Artificial Intelligence is rapidly evolving from simple pattern recognition tools to autonomous systems capable of executing complex workflows. At the heart of this evolution is the concept of an AI Agent.

What is an AI Agent?

In artificial intelligence, an agent is anything that can perceive its environment through sensors and act upon that environment through actuators. A human agent has eyes, ears, and other organs for sensors, and hands, legs, mouth, and other body parts for actuators. Similarly, a robotic agent uses cameras and infrared range finders for sensors, and various motors for actuators.

For a software AI agent, the environment is digital. Its sensors might be API inputs, keystrokes, or network packets, while its actuators could be writing files, sending HTTP requests, or displaying output on a screen.

The 5 Core Types of AI Agents

Depending on their degree of perceived intelligence and capability, AI agents are broadly categorized into five types:

1. Simple Reflex Agents

These agents operate solely based on the current percept, ignoring the rest of the percept history. They use condition-action rules (if-then statements). They only function optimally if the environment is fully observable. Example: A smart thermostat that turns on the heater only when the temperature drops below a specific threshold.

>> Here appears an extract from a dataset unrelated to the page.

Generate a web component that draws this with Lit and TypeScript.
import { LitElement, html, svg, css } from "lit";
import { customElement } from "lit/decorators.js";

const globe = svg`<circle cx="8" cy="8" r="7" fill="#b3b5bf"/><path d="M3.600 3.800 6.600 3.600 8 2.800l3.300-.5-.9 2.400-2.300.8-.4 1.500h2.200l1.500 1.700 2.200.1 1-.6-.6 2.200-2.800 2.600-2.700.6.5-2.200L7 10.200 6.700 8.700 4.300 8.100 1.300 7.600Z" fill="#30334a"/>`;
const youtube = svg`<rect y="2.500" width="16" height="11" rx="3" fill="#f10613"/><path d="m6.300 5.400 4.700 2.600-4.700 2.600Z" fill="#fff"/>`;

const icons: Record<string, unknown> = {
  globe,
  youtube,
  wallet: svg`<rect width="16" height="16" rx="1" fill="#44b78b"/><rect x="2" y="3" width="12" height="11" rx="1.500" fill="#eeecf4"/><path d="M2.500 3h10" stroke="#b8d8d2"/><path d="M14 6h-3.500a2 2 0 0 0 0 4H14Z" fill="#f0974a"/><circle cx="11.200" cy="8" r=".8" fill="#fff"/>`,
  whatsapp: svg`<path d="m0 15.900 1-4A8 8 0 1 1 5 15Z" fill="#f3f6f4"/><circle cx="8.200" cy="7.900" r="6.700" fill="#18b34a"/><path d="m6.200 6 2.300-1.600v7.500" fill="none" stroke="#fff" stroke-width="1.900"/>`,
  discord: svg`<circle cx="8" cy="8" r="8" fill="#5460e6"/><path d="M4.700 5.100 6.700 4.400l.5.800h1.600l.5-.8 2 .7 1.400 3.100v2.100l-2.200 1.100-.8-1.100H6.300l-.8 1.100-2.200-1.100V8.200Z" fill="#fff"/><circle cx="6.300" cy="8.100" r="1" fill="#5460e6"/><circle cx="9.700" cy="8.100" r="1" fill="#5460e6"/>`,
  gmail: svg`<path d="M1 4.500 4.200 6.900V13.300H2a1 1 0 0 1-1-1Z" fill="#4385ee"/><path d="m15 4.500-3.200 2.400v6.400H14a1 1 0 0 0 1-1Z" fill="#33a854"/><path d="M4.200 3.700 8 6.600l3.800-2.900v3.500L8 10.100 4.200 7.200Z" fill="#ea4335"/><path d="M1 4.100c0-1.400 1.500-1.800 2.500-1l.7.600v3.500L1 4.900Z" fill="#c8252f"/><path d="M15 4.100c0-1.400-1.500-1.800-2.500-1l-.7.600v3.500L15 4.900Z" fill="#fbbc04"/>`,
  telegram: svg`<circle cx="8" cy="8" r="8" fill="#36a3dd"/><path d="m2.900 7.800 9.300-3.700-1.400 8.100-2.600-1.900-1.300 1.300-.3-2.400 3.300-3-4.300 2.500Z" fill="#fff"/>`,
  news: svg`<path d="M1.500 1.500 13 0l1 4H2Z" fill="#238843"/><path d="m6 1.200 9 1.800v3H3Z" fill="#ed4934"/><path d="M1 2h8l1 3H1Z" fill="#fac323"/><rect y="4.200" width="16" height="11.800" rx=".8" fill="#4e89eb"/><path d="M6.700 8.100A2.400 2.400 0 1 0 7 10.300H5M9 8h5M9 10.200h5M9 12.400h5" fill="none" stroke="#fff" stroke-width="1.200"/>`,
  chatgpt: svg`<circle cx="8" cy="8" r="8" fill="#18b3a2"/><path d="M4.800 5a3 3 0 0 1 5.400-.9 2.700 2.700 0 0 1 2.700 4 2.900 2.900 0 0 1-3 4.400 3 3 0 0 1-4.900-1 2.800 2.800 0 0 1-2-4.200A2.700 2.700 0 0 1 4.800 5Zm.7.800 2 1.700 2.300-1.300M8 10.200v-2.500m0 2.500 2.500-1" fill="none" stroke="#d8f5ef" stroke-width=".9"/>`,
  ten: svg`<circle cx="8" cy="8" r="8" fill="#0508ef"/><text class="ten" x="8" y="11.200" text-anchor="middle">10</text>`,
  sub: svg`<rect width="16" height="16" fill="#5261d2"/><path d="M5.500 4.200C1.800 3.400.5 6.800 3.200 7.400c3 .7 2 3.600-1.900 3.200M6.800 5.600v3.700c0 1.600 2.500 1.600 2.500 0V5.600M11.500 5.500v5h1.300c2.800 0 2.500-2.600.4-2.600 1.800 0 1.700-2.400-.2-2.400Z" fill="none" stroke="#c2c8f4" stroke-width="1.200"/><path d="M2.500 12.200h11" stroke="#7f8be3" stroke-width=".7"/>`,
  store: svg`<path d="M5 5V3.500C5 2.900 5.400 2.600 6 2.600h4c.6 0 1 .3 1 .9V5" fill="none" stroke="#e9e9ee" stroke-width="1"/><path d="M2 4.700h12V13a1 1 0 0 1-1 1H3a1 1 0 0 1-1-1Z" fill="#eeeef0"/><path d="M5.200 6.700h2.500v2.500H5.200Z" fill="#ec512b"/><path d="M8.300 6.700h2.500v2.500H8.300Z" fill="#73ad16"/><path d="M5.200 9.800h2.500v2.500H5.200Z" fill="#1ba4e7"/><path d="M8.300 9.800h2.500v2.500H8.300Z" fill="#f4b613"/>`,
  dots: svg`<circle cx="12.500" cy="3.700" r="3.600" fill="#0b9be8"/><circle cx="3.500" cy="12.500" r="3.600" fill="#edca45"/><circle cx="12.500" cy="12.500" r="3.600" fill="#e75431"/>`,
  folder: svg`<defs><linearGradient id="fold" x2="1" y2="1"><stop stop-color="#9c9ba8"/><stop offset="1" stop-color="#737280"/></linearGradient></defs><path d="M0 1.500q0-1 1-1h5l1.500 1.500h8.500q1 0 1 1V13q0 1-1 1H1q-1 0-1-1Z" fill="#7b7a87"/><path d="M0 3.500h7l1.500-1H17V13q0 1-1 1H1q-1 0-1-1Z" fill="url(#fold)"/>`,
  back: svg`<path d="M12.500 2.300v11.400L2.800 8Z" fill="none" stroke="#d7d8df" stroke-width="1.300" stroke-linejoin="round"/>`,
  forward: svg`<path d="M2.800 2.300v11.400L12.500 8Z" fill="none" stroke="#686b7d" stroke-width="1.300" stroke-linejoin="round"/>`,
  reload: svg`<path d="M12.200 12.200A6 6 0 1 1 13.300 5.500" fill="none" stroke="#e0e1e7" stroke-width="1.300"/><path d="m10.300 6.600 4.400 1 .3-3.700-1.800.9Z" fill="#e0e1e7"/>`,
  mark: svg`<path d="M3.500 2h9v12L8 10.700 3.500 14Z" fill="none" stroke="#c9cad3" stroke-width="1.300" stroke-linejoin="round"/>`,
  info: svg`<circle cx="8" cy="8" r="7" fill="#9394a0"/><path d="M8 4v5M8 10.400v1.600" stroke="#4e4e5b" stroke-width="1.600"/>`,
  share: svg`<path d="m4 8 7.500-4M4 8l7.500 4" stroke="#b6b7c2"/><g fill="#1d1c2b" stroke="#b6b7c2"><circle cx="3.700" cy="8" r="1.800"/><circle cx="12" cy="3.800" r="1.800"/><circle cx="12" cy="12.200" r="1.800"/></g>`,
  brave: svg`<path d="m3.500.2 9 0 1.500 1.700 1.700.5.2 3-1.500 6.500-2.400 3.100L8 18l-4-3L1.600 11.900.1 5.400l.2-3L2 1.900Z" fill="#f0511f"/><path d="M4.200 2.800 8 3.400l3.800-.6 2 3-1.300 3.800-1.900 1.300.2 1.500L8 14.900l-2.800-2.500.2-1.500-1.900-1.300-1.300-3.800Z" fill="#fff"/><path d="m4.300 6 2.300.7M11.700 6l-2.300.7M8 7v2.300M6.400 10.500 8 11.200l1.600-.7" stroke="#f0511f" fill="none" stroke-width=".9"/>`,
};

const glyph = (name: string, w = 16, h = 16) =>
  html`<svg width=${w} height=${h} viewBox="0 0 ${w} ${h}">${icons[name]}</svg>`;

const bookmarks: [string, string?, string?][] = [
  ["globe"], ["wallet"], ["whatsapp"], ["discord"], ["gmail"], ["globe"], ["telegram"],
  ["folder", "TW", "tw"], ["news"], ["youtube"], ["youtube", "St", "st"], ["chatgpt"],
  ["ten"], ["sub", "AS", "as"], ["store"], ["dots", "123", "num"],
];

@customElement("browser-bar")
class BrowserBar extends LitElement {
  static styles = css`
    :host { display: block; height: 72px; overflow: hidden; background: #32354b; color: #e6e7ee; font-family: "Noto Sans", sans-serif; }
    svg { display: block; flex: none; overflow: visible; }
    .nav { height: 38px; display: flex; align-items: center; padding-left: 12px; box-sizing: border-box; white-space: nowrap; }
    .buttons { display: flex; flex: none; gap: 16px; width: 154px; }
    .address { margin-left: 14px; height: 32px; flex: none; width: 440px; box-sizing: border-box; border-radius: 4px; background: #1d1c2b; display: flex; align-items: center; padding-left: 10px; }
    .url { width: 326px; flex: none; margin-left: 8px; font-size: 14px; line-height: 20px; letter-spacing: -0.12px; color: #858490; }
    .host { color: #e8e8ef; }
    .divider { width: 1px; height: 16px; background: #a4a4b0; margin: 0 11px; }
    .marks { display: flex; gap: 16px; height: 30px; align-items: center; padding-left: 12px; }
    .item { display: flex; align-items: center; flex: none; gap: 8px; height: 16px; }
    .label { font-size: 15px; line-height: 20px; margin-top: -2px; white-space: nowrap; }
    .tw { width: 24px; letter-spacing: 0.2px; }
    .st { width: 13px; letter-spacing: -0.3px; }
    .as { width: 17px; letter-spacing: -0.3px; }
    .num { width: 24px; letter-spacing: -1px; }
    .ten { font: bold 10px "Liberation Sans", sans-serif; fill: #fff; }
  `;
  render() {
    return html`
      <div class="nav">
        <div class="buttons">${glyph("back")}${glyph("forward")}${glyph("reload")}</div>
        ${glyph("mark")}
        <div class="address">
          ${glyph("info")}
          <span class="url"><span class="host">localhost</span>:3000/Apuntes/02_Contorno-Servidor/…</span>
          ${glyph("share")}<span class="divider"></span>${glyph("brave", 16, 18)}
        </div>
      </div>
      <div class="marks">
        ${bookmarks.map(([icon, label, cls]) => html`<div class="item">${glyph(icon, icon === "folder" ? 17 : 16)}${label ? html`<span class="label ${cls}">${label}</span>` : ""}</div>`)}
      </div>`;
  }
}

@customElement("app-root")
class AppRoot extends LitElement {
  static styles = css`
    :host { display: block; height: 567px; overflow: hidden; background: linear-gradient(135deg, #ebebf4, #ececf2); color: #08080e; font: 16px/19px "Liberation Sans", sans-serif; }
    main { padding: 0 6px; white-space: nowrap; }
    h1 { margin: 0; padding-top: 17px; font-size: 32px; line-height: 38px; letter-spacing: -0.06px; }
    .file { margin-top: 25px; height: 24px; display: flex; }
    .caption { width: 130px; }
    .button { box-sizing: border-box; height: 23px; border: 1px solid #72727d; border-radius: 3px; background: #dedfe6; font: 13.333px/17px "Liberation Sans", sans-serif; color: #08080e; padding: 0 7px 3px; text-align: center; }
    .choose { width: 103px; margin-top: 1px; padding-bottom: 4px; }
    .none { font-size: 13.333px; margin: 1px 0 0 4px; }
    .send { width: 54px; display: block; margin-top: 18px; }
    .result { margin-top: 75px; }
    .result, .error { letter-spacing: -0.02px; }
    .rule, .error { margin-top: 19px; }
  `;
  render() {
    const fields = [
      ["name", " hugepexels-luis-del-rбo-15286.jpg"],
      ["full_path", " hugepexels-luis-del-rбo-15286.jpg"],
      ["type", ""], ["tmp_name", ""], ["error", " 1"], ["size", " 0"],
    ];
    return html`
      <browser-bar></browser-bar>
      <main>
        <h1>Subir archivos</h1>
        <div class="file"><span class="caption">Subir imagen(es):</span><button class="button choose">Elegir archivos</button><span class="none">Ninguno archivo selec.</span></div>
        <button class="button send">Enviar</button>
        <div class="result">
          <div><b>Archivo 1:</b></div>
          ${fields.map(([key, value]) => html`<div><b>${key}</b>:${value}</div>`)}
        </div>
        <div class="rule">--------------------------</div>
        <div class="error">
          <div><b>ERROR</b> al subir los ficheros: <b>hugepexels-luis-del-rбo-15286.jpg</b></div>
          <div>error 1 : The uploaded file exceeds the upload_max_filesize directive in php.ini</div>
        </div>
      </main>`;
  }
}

2. Model-Based Reflex Agents

Unlike simple reflex agents, model-based agents maintain an internal state that depends on the percept history. They have a "model" of how the world works, allowing them to handle partially observable environments. They understand how the environment evolves independently of the agent and how the agent's actions affect the world.

3. Goal-Based Agents

Knowing about the current state of the environment is not always enough to decide what to do. The agent needs goal information that describes situations that are desirable. Goal-based agents use search and planning algorithms to find a sequence of actions that achieves their goals.

4. Utility-Based Agents

Goals alone do not guarantee high-quality behavior. If there are multiple ways to reach a goal, a utility-based agent calculates how "happy" each state makes it. It uses a utility function to map a state onto a real number, ensuring it not only reaches the goal but does so via the most efficient or cost-effective path.

5. Learning Agents

Learning agents are designed to improve their performance over time based on experience. They consist of four main components: the learning element (makes improvements), the performance element (selects external actions), the critic (evaluates how well the agent is doing), and the problem generator (suggests actions that will lead to new and informative experiences).

Understanding the AI Environment

An agent cannot be fully understood without its environment. In AI design, environments are classified based on several key properties:

• Fully Observable vs. Partially Observable: If the agent's sensors give it access to the complete state of the environment at each point in time, it's fully observable (like a Chess board). If not, it's partially observable (like a poker game).
• Deterministic vs. Stochastic: If the next state of the environment is completely determined by the current state and the agent's action, it is deterministic. If there's an element of randomness, it's stochastic (like driving a car).
• Episodic vs. Sequential: In an episodic environment, the agent's experience is divided into atomic "episodes" (e.g., classifying an image). In sequential environments, the current decision could affect all future decisions.
• Static vs. Dynamic: If the environment can change while an agent is deliberating, it is dynamic. If it doesn't change, it's static.

Conclusion

As we move towards Artificial General Intelligence (AGI), understanding the foundational architecture of AI agents and their environments becomes crucial. By combining learning mechanisms with robust utility models in dynamic environments, we are paving the way for software that doesn't just assist us, but autonomously solves problems on our behalf.